Written problem.
Once the pictures are set aside, transcribe the remaining data exactly.
####################
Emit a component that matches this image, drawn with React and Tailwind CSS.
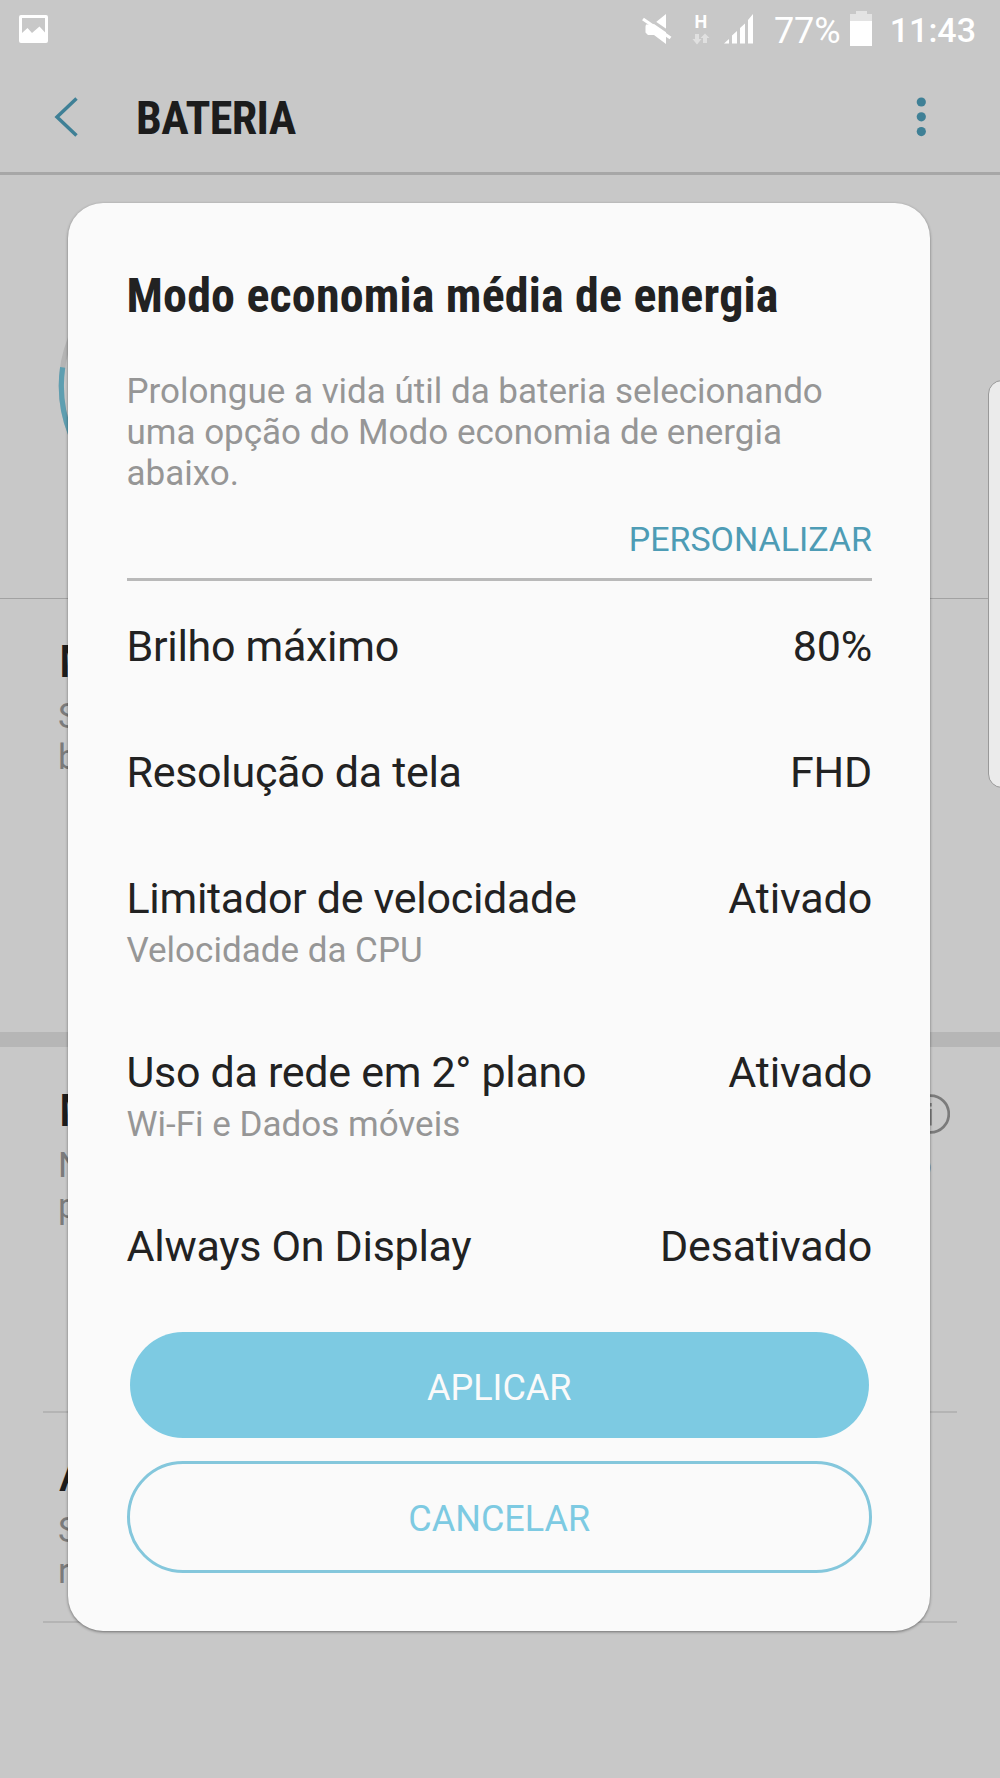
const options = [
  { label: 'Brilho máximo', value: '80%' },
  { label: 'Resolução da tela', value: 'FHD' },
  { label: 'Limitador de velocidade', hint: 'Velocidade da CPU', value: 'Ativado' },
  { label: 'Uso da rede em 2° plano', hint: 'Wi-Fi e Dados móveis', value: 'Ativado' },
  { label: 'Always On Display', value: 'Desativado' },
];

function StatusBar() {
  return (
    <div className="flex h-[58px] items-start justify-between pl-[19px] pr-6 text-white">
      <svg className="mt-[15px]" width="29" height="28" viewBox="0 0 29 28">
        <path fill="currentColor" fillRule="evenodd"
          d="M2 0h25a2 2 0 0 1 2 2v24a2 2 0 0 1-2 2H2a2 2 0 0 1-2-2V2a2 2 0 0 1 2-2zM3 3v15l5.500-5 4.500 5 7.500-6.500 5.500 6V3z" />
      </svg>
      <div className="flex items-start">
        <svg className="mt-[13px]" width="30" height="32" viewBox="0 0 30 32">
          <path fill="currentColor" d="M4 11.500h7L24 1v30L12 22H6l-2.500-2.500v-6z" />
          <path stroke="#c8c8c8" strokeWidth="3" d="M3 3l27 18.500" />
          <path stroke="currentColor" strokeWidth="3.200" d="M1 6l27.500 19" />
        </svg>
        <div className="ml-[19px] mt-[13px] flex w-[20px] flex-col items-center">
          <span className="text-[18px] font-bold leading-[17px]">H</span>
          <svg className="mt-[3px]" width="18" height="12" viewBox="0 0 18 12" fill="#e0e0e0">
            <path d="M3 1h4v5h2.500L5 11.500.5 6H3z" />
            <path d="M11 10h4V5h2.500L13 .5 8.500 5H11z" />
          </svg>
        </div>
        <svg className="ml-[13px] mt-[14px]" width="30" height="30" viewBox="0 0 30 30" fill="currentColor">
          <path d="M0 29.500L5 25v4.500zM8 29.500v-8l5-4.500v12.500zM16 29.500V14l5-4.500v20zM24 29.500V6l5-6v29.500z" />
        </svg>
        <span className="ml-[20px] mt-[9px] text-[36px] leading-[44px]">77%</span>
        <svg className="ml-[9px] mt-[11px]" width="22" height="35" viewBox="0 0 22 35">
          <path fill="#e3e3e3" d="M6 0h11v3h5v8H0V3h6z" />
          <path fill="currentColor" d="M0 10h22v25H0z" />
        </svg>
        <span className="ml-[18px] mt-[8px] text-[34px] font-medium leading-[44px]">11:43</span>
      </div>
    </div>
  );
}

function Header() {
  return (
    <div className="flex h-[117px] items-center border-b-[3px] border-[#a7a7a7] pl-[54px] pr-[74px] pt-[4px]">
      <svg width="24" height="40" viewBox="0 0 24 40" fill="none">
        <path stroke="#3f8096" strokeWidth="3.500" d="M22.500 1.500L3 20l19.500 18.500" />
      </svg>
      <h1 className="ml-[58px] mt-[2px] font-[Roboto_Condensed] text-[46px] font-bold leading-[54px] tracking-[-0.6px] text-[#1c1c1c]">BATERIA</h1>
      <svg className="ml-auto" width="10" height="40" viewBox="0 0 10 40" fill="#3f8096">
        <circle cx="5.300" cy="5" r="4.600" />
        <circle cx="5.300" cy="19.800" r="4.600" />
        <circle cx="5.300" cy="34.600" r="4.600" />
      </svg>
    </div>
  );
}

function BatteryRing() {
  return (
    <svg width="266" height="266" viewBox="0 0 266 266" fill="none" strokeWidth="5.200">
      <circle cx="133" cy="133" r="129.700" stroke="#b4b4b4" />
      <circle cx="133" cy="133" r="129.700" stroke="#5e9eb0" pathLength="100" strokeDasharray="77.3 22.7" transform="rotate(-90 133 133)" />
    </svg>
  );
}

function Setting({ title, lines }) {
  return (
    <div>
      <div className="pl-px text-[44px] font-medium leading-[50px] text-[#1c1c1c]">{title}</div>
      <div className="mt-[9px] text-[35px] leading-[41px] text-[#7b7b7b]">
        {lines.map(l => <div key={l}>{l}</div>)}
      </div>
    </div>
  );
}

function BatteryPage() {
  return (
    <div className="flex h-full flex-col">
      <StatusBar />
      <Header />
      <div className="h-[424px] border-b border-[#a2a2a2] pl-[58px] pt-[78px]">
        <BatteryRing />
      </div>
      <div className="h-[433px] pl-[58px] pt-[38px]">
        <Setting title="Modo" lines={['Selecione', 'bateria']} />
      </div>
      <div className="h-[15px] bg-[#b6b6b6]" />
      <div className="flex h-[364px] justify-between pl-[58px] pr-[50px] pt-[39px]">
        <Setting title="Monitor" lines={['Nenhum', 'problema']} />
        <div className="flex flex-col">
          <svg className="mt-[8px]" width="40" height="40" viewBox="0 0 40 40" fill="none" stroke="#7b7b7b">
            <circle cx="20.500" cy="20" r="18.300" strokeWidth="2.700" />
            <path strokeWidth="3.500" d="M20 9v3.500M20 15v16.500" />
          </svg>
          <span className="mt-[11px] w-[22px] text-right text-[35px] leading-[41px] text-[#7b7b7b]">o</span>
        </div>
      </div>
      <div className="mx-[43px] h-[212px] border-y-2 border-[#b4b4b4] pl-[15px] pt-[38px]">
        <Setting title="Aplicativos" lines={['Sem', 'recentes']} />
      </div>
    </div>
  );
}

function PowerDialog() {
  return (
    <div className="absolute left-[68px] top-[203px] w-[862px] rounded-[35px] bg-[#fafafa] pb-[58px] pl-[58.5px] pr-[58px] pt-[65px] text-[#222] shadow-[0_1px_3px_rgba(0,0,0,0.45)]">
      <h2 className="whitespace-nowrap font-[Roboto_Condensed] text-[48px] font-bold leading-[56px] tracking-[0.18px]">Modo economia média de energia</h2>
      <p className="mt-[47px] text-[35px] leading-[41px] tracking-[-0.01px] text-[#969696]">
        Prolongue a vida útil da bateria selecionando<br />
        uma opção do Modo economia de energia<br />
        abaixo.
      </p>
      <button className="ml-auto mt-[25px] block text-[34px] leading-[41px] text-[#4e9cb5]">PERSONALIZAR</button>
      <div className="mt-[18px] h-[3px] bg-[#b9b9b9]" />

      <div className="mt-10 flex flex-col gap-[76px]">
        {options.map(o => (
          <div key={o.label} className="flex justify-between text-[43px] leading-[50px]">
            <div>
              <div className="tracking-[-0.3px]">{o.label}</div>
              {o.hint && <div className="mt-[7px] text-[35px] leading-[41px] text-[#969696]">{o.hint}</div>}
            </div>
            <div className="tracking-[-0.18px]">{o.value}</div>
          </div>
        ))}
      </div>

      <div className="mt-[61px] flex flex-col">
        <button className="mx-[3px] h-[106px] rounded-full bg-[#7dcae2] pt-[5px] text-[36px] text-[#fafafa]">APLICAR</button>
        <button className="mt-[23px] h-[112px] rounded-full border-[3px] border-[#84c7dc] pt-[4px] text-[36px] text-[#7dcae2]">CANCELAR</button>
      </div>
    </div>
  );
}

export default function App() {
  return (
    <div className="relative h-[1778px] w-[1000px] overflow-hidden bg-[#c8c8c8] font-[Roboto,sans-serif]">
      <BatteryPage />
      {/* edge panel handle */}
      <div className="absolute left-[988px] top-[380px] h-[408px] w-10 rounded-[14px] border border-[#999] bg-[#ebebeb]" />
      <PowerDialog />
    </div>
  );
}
####################
Answer.
Emit a component that matches this image, drawn with React and Tailwind CSS.
const options = [
  { label: 'Brilho máximo', value: '80%' },
  { label: 'Resolução da tela', value: 'FHD' },
  { label: 'Limitador de velocidade', hint: 'Velocidade da CPU', value: 'Ativado' },
  { label: 'Uso da rede em 2° plano', hint: 'Wi-Fi e Dados móveis', value: 'Ativado' },
  { label: 'Always On Display', value: 'Desativado' },
];

function StatusBar() {
  return (
    <div className="flex h-[58px] items-start justify-between pl-[19px] pr-6 text-white">
      <svg className="mt-[15px]" width="29" height="28" viewBox="0 0 29 28">
        <path fill="currentColor" fillRule="evenodd"
          d="M2 0h25a2 2 0 0 1 2 2v24a2 2 0 0 1-2 2H2a2 2 0 0 1-2-2V2a2 2 0 0 1 2-2zM3 3v15l5.500-5 4.500 5 7.500-6.500 5.500 6V3z" />
      </svg>
      <div className="flex items-start">
        <svg className="mt-[13px]" width="30" height="32" viewBox="0 0 30 32">
          <path fill="currentColor" d="M4 11.500h7L24 1v30L12 22H6l-2.500-2.500v-6z" />
          <path stroke="#c8c8c8" strokeWidth="3" d="M3 3l27 18.500" />
          <path stroke="currentColor" strokeWidth="3.200" d="M1 6l27.500 19" />
        </svg>
        <div className="ml-[19px] mt-[13px] flex w-[20px] flex-col items-center">
          <span className="text-[18px] font-bold leading-[17px]">H</span>
          <svg className="mt-[3px]" width="18" height="12" viewBox="0 0 18 12" fill="#e0e0e0">
            <path d="M3 1h4v5h2.500L5 11.500.5 6H3z" />
            <path d="M11 10h4V5h2.500L13 .5 8.500 5H11z" />
          </svg>
        </div>
        <svg className="ml-[13px] mt-[14px]" width="30" height="30" viewBox="0 0 30 30" fill="currentColor">
          <path d="M0 29.500L5 25v4.500zM8 29.500v-8l5-4.500v12.500zM16 29.500V14l5-4.500v20zM24 29.500V6l5-6v29.500z" />
        </svg>
        <span className="ml-[20px] mt-[9px] text-[36px] leading-[44px]">77%</span>
        <svg className="ml-[9px] mt-[11px]" width="22" height="35" viewBox="0 0 22 35">
          <path fill="#e3e3e3" d="M6 0h11v3h5v8H0V3h6z" />
          <path fill="currentColor" d="M0 10h22v25H0z" />
        </svg>
        <span className="ml-[18px] mt-[8px] text-[34px] font-medium leading-[44px]">11:43</span>
      </div>
    </div>
  );
}

function Header() {
  return (
    <div className="flex h-[117px] items-center border-b-[3px] border-[#a7a7a7] pl-[54px] pr-[74px] pt-[4px]">
      <svg width="24" height="40" viewBox="0 0 24 40" fill="none">
        <path stroke="#3f8096" strokeWidth="3.500" d="M22.500 1.500L3 20l19.500 18.500" />
      </svg>
      <h1 className="ml-[58px] mt-[2px] font-[Roboto_Condensed] text-[46px] font-bold leading-[54px] tracking-[-0.6px] text-[#1c1c1c]">BATERIA</h1>
      <svg className="ml-auto" width="10" height="40" viewBox="0 0 10 40" fill="#3f8096">
        <circle cx="5.300" cy="5" r="4.600" />
        <circle cx="5.300" cy="19.800" r="4.600" />
        <circle cx="5.300" cy="34.600" r="4.600" />
      </svg>
    </div>
  );
}

function BatteryRing() {
  return (
    <svg width="266" height="266" viewBox="0 0 266 266" fill="none" strokeWidth="5.200">
      <circle cx="133" cy="133" r="129.700" stroke="#b4b4b4" />
      <circle cx="133" cy="133" r="129.700" stroke="#5e9eb0" pathLength="100" strokeDasharray="77.3 22.7" transform="rotate(-90 133 133)" />
    </svg>
  );
}

function Setting({ title, lines }) {
  return (
    <div>
      <div className="pl-px text-[44px] font-medium leading-[50px] text-[#1c1c1c]">{title}</div>
      <div className="mt-[9px] text-[35px] leading-[41px] text-[#7b7b7b]">
        {lines.map(l => <div key={l}>{l}</div>)}
      </div>
    </div>
  );
}

function BatteryPage() {
  return (
    <div className="flex h-full flex-col">
      <StatusBar />
      <Header />
      <div className="h-[424px] border-b border-[#a2a2a2] pl-[58px] pt-[78px]">
        <BatteryRing />
      </div>
      <div className="h-[433px] pl-[58px] pt-[38px]">
        <Setting title="Modo" lines={['Selecione', 'bateria']} />
      </div>
      <div className="h-[15px] bg-[#b6b6b6]" />
      <div className="flex h-[364px] justify-between pl-[58px] pr-[50px] pt-[39px]">
        <Setting title="Monitor" lines={['Nenhum', 'problema']} />
        <div className="flex flex-col">
          <svg className="mt-[8px]" width="40" height="40" viewBox="0 0 40 40" fill="none" stroke="#7b7b7b">
            <circle cx="20.500" cy="20" r="18.300" strokeWidth="2.700" />
            <path strokeWidth="3.500" d="M20 9v3.500M20 15v16.500" />
          </svg>
          <span className="mt-[11px] w-[22px] text-right text-[35px] leading-[41px] text-[#7b7b7b]">o</span>
        </div>
      </div>
      <div className="mx-[43px] h-[212px] border-y-2 border-[#b4b4b4] pl-[15px] pt-[38px]">
        <Setting title="Aplicativos" lines={['Sem', 'recentes']} />
      </div>
    </div>
  );
}

function PowerDialog() {
  return (
    <div className="absolute left-[68px] top-[203px] w-[862px] rounded-[35px] bg-[#fafafa] pb-[58px] pl-[58.5px] pr-[58px] pt-[65px] text-[#222] shadow-[0_1px_3px_rgba(0,0,0,0.45)]">
      <h2 className="whitespace-nowrap font-[Roboto_Condensed] text-[48px] font-bold leading-[56px] tracking-[0.18px]">Modo economia média de energia</h2>
      <p className="mt-[47px] text-[35px] leading-[41px] tracking-[-0.01px] text-[#969696]">
        Prolongue a vida útil da bateria selecionando<br />
        uma opção do Modo economia de energia<br />
        abaixo.
      </p>
      <button className="ml-auto mt-[25px] block text-[34px] leading-[41px] text-[#4e9cb5]">PERSONALIZAR</button>
      <div className="mt-[18px] h-[3px] bg-[#b9b9b9]" />

      <div className="mt-10 flex flex-col gap-[76px]">
        {options.map(o => (
          <div key={o.label} className="flex justify-between text-[43px] leading-[50px]">
            <div>
              <div className="tracking-[-0.3px]">{o.label}</div>
              {o.hint && <div className="mt-[7px] text-[35px] leading-[41px] text-[#969696]">{o.hint}</div>}
            </div>
            <div className="tracking-[-0.18px]">{o.value}</div>
          </div>
        ))}
      </div>

      <div className="mt-[61px] flex flex-col">
        <button className="mx-[3px] h-[106px] rounded-full bg-[#7dcae2] pt-[5px] text-[36px] text-[#fafafa]">APLICAR</button>
        <button className="mt-[23px] h-[112px] rounded-full border-[3px] border-[#84c7dc] pt-[4px] text-[36px] text-[#7dcae2]">CANCELAR</button>
      </div>
    </div>
  );
}

export default function App() {
  return (
    <div className="relative h-[1778px] w-[1000px] overflow-hidden bg-[#c8c8c8] font-[Roboto,sans-serif]">
      <BatteryPage />
      {/* edge panel handle */}
      <div className="absolute left-[988px] top-[380px] h-[408px] w-10 rounded-[14px] border border-[#999] bg-[#ebebeb]" />
      <PowerDialog />
    </div>
  );
}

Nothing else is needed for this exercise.